From age seven to my early and tortureous years of junior high school, I was cursed with a rapidly running mouth, a nasal-garrish-Philadelphian accent and "a lisp". Each attribute difficult to take at face value, unless your with the tour company for "RENT", but far more horrific grouped clumsily together


Weekly lessons, diligent practice and constant pressing of my tongue to the back of my front teeth when I was reciting, "She sells seashells by the seashore" (ala Cindy Brady without the curls and well only "half" the sass) didn't offer nearly half the encouragement to improve, that bullying and put-downs from boys with names like "Rusty" and "Pepper" during 7th grade gym glass (an oddly homo-erotic and homo-phobic institution for pubescent humiliation if ever there was one) brought forth in me


My parents were always so proud at how quickly I overcame my lisp once I reached Jr. High school - reasoning that the timing with puberty must be more than coincidence - and be credited for the transformation. I weakly smiled and often retreated to my boyhood bedroom and practiced words like "Stop saying that Stupid Shitheads" and rubbed my scraped knee or bruised arm, like a genie's latern for good luck.
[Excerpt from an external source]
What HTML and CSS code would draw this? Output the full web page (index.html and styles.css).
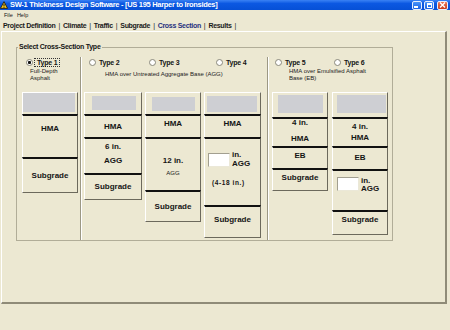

This is all came to mind the other day when the drunken straight guy at dinner seemed so amazed and admiring of my bruiser physique, quick wit and rough exterior...maybe I let myself down by not telling him how I earned it, maybe I should have just smiled and not let it matter, but somewhere in the back of my head - hidden behind years of forgetting, I heard a kind little boys soprano voice chirping - lisping - "thhhhee thhheelllssssthh thhhheashellssthhh by the thhheashore".